How can STOs realise their potential?

In light of the surge in STOs, numerous jurisdictions have introduced a legislative and regulatory framework for digital assets – Seychelles being one such example. This makes for a promising start to help STOs realise their potential. Regulation is key to unlocking their potential and protecting investors so they can invest with trust and confidence, which unregulated exchange offerings cannot achieve.

When choosing the right digital securities exchange or marketplace, issuers and investors should look at four key aspects:

  • Great technology, that is both traditional and digital so that it bridges the gap between the centralised current financial world and the decentralised finance (DeFI) opportunities;
  • An experienced legal and compliance team and associated framework;
  • Extensive capital markets experience; and
  • Great products.

With the above in mind, regulated STOs offered on regulated exchanges should be better structured, with more opportunity and with much lower costs than traditional Initial Public Offerings (IPOs).
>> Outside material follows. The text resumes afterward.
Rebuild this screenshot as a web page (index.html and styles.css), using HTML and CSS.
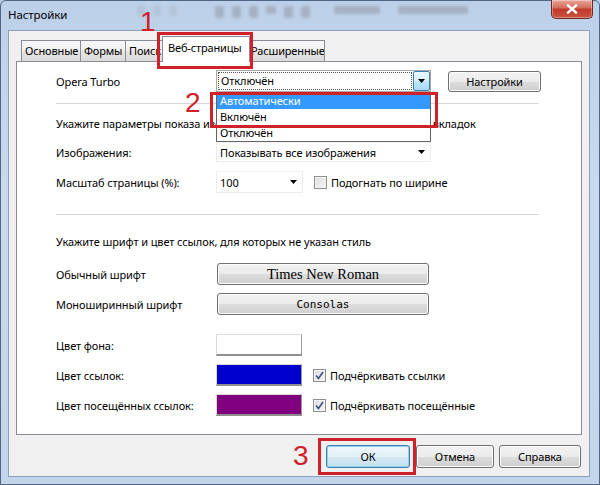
FILE: index.html
```html
<!DOCTYPE html>
<html lang="ru">
<head>
<meta charset="utf-8">
<title>Настройки</title>
<link rel="stylesheet" href="styles.css">
</head>
<body>
<div class="window">
  <div class="titlebar">
    <span class="title">Настройки</span>
    <div class="glass">
      <span class="g g1"></span><span class="g g2"></span><span class="g g3"></span><span class="g g4"></span>
      <span class="g g5"></span><span class="g g6"></span><span class="g g7"></span><span class="g g8"></span>
      <span class="g g9"></span><span class="g g10"></span><span class="g g11"></span>
    </div>
    <div class="close">
      <svg width="12" height="10" viewBox="0 0 12 10"><path d="M2 1.5 L10 8.5 M10 1.5 L2 8.5" stroke="#fff" stroke-width="2.4" stroke-linecap="square"/></svg>
    </div>
  </div>
  <div class="frame">
    <div class="client">
      <div class="tabs">
        <div class="tab t1">Основные</div>
        <div class="tab t2">Формы</div>
        <div class="tab t3">Поиск</div>
        <div class="tab sel">Веб-страницы</div>
        <div class="tab t5">Расширенные</div>
      </div>
      <div class="panel">
        <div class="row r-turbo">
          <span class="label">Opera Turbo</span>
          <div class="combo open">
            <span class="focus">Отключён</span>
            <span class="drop"><svg width="7" height="4" viewBox="0 0 7 4"><path d="M0 0 H7 L3.5 4 Z" fill="#000"/></svg></span>
            <div class="list">
              <div class="item hi">Автоматически</div>
              <div class="item">Включён</div>
              <div class="item">Отключён</div>
            </div>
          </div>
          <button class="btn b-settings">Настройки</button>
        </div>
        <div class="sep s1"></div>
        <div class="text t-images">Укажите параметры показа изображений и др. по умолчанию для всех вкладок</div>
        <div class="row r-images">
          <span class="label">Изображения:</span>
          <div class="combo flat wide"><span class="val">Показывать все изображения</span><svg class="arr" width="7" height="4" viewBox="0 0 7 4"><path d="M0 0 H7 L3.5 4 Z" fill="#000"/></svg></div>
        </div>
        <div class="row r-scale">
          <span class="label">Масштаб страницы (%):</span>
          <div class="combo flat narrow"><span class="val">100</span><svg class="arr" width="7" height="4" viewBox="0 0 7 4"><path d="M0 0 H7 L3.5 4 Z" fill="#000"/></svg></div>
          <span class="check"></span><span class="clabel">Подогнать по ширине</span>
        </div>
        <div class="sep s2"></div>
        <div class="text t-fonts">Укажите шрифт и цвет ссылок, для которых не указан стиль</div>
        <div class="row r-font">
          <span class="label">Обычный шрифт</span>
          <button class="btn fontbtn serif">Times New Roman</button>
        </div>
        <div class="row r-mono">
          <span class="label">Моноширинный шрифт</span>
          <button class="btn fontbtn mono">Consolas</button>
        </div>
        <div class="row r-bg">
          <span class="label">Цвет фона:</span>
          <span class="swatch white"></span>
        </div>
        <div class="row r-link">
          <span class="label">Цвет ссылок:</span>
          <span class="swatch blue"></span>
          <span class="check on"><svg width="9" height="9" viewBox="0 0 9 9"><path d="M1 4.5 L3.5 7.5 L8 1" fill="none" stroke="#3b4f86" stroke-width="1.6"/></svg></span><span class="clabel">Подчёркивать ссылки</span>
        </div>
        <div class="row r-visited">
          <span class="label">Цвет посещённых ссылок:</span>
          <span class="swatch purple"></span>
          <span class="check on"><svg width="9" height="9" viewBox="0 0 9 9"><path d="M1 4.5 L3.5 7.5 L8 1" fill="none" stroke="#3b4f86" stroke-width="1.6"/></svg></span><span class="clabel">Подчёркивать посещённые</span>
        </div>
      </div>
      <div class="footer">
        <button class="btn b-ok">ОК</button>
        <button class="btn b-cancel">Отмена</button>
        <button class="btn b-help">Справка</button>
      </div>
    </div>
  </div>
  <span class="num n1">1</span>
  <span class="box x1"></span>
  <span class="num n2">2</span>
  <span class="box x2"></span>
  <span class="num n3">3</span>
  <span class="box x3"></span>
</div>
</body>
</html>
```
FILE: styles.css
```css
* { box-sizing: border-box; }
html, body { margin: 0; padding: 0; }
body {
  width: 600px;
  height: 485px;
  overflow: hidden;
  font-family: "Noto Sans", "Open Sans", sans-serif;
  font-size: 11px;
  letter-spacing: -0.1px;
  color: #000;
  background: #b8cbe3;
}
.window {
  position: relative;
  width: 600px;
  height: 485px;
  display: flex;
  flex-direction: column;
  background: linear-gradient(#bcd0e9, #c9daee 40%, #c3d5ea);
  border: 1px solid #4f6684;
  border-radius: 6px 6px 0 0;
}
.titlebar {
  height: 29px;
  display: flex;
  align-items: flex-start;
  padding-left: 7px;
}
.title {
  margin-top: 6px;
  font-size: 11.5px;
  line-height: 16px;
  white-space: nowrap;
}
.glass {
  flex: 1;
  display: flex;
  align-items: flex-start;
  padding-left: 70px;
  padding-top: 3px;
  gap: 8px;
  opacity: 0.5;
  filter: blur(1.6px);
}
.g { display: block; background: #8d949e; height: 10px; margin-top: 2px; border-radius: 2px; }
.g1 { width: 8px; opacity: .4; }
.g2 { width: 8px; opacity: .4; }
.g3 { width: 8px; opacity: .4; margin-right: 30px; }
.g4 { width: 9px; height: 12px; }
.g5 { width: 9px; height: 12px; }
.g6 { width: 9px; height: 12px; }
.g7 { width: 10px; height: 8px; }
.g8 { width: 9px; height: 12px; }
.g9 { width: 9px; height: 12px; margin-right: 16px; }
.g10 { width: 46px; height: 8px; margin-right: 10px; }
.g11 { width: 70px; height: 8px; }
.close {
  width: 42px;
  height: 19px;
  margin-right: 6px;
  margin-top: -1px;
  border: 1px solid #6b2a20;
  border-top: none;
  border-radius: 0 0 5px 5px;
  background: linear-gradient(#e7a79b, #d36a59 45%, #c1392a 50%, #c9543f);
  box-shadow: inset 0 0 0 1px rgba(255,255,255,.35);
  display: flex;
  align-items: center;
  justify-content: center;
}
.frame {
  flex: 1;
  display: flex;
  padding: 0 9px 7px 7px;
}
.client {
  flex: 1;
  display: flex;
  flex-direction: column;
  background: #f0f0f0;
  border: 1px solid #8aa0bb;
}
.tabs {
  height: 25px;
  margin-top: 5px;
  padding-left: 12px;
  display: flex;
  align-items: flex-end;
}
.tab {
  height: 21px;
  line-height: 19px;
  padding-left: 3px;
  border: 1px solid #898c95;
  border-bottom: none;
  background: linear-gradient(#f7f7f7, #f0f0f0 50%, #e5e5e5 50%, #dadada);
  white-space: nowrap;
  overflow: hidden;
  font-size: 11px;
  letter-spacing: -0.15px;
}
.t1 { width: 60px; }
.t2 { width: 46px; margin-left: -1px; }
.t3 { width: 42px; margin-left: -1px; }
.sel {
  position: relative;
  z-index: 2;
  width: 88px;
  height: 26px;
  margin-left: -5px;
  margin-bottom: -1px;
  background: #fff;
  line-height: 22px;
  padding-left: 5px;
}
.t5 { width: 77px; margin-left: -2px; padding-left: 2px; }
.panel {
  height: 374px;
  margin: 0 7px 0 7px;
  background: #fff;
  border: 1px solid #898c95;
  padding: 8px 0 0 39px;
  display: flex;
  flex-direction: column;
}
.row {
  display: flex;
  align-items: center;
  height: 22px;
  position: relative;
}
.label {
  width: 160px;
  flex: none;
  white-space: nowrap;
}
.sep { height: 1px; width: 483px; background: #d7d7d7; }
.s1 { margin-top: 11px; }
.s2 { margin-top: 21px; }
.text { line-height: 16px; white-space: nowrap; }
.t-images { margin-top: 12px; }
.r-images { margin-top: 10px; height: 20px; }
.r-scale { margin-top: 9px; }
.t-fonts { margin-top: 19px; }
.r-font { margin-top: 13px; }
.r-mono { margin-top: 8px; }
.r-bg { margin-top: 19px; }
.r-link { margin-top: 8px; }
.r-visited { margin-top: 8px; }

.combo {
  position: relative;
  height: 100%;
  display: flex;
  align-items: center;
  background: #fff;
}
.combo.open {
  width: 215px;
  border: 1px solid #a6a6a6;
  padding: 1px;
  z-index: 3;
}
.focus {
  flex: 1;
  height: 100%;
  border: 1px dotted #555;
  padding-left: 2px;
  line-height: 16px;
}
.drop {
  width: 17px;
  height: 20px;
  margin: -1px -1px -1px 1px;
  border: 1px solid #3c7fb1;
  border-radius: 2px;
  background: linear-gradient(#eaf6fd, #d9f0fc 50%, #bee6fd 50%, #a7d9f5);
  display: flex;
  align-items: center;
  justify-content: center;
}
.list {
  position: absolute;
  left: -1px;
  top: 21px;
  width: 215px;
  height: 50px;
  background: #fff;
  border: 1px solid #646464;
  z-index: 4;
}
.item {
  height: 16px;
  line-height: 16px;
  padding-left: 3px;
}
.item.hi { background: #3399ff; color: #fff; }
.flat {
  border: 1px solid #ececec;
  border-top-color: #f4f4f4;
  padding-left: 3px;
}
.flat .val { flex: 1; white-space: nowrap; }
.flat .arr { margin-right: 5px; }
.wide { width: 215px; }
.narrow { width: 87px; }

.btn {
  font-family: "Noto Sans", "Open Sans", sans-serif;
  font-size: 11px;
  letter-spacing: -0.1px;
  color: #000;
  height: 22px;
  padding: 0;
  border: 1px solid #707070;
  border-radius: 3px;
  background: linear-gradient(#f2f2f2, #ebebeb 50%, #dddddd 50%, #cfcfcf);
  box-shadow: inset 0 0 0 1px #fbfbfb;
}
.b-settings { width: 93px; margin-left: 17px; height: 21px; }
.fontbtn { width: 212px; margin-left: 1px; }
.serif { font-family: "Liberation Serif", "Times New Roman", serif; font-size: 14.5px; letter-spacing: 0; }
.mono { font-family: "DejaVu Sans Mono", "Liberation Mono", monospace; font-size: 11px; letter-spacing: 0; }

.swatch {
  width: 86px;
  height: 22px;
  border: 1px solid #dcdcdc;
  border-right-color: #9a9a9a;
  border-bottom: 2px solid #8f8f8f;
}
.white { background: #fff; }
.blue { background: #0000cc; }
.purple { background: #800080; }
.check {
  width: 13px;
  height: 13px;
  flex: none;
  margin-left: 11px;
  border: 1px solid #8e8f8f;
  background: linear-gradient(135deg, #dcdcdc, #f6f6f6);
  box-shadow: inset 0 0 0 1px #f4f4f4;
  display: flex;
  align-items: center;
  justify-content: center;
}
.clabel { margin-left: 4px; white-space: nowrap; }

.footer {
  display: flex;
  justify-content: flex-end;
  margin-top: 10px;
  padding-right: 8px;
}
.footer .btn { height: 23px; }
.b-ok {
  width: 84px;
  border-color: #3c7fb1;
  background: linear-gradient(#eef7fc, #e4f1f9 50%, #d5e8f4 50%, #c8e0f0);
  box-shadow: inset 0 0 0 1px #8fd2f0;
}
.b-cancel { width: 78px; margin-left: 6px; }
.b-help { width: 82px; margin-left: 5px; }

.num {
  position: absolute;
  font-family: "Liberation Sans", Arial, sans-serif;
  font-size: 28px;
  line-height: 28px;
  letter-spacing: 0;
  color: #d0202a;
  z-index: 10;
}
.n1 { left: 139px; top: 7px; }
.n2 { left: 184px; top: 88px; }
.n3 { left: 292px; top: 441px; }
.box {
  position: absolute;
  border: 3px solid #d0202a;
  z-index: 10;
}
.x1 { left: 156px; top: 31px; width: 96px; height: 37px; }
.x2 { left: 209px; top: 91px; width: 228px; height: 36px; }
.x3 { left: 317px; top: 437px; width: 98px; height: 37px; }
```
Unfortunately, in many cases, that is not the case because services such as legal, finance, technology provision, and issuance activities are all carried out in a disparate fashion, therefore, leading to increased cost and even more intermediaries than there are in traditional markets. Exchanges and digital custodians need to offer an all rounded regulated solution to cover all elements of the value chain; with token issuance capabilities, legal structuring, financial valuations through state of the art technology, as well as the opportunity to safely keep the tokenised assets within a secure digital custodian as part of a cohesive single aggregated service offering.

Moreover, with asset tokenisation increasing, the capital market has shown a booming appetite for integrating digital assets into the wealth management portfolio. Institutional investors are increasingly investing in digital assets and require custodians to deliver exchange custody, self-custody, or third-party management of digital asset accounts. The new regulated cryptocurrency and digital asset exchanges are looking to expand liquidity and attract new participants. For this, they require custodian partners who are able to scale technology to meet the needs of the institutional market. Also, the rapidly increasing value of digital assets demands better security. The likes of Fidelity Investments, as well as numerous leading investment banks such as Goldman Sachs, have digital assets teams with actively developing offerings in this space, as has been publicly announced or reported over the last 12 months.

Changes in the world over the past few decades have warranted a change in how digital assets are defined. Ten years ago digital assets stood for images and documents, but now potentially represent entire financial systems and information oceans. Individuals and institutions, therefore, need trusted solutions and the market is starting to respond to this.

One thing is clear; we are only at the start of the 4th industrial revolution. The road to discovery and innovation lies ahead of us to create positive change and democratise the way that we do things.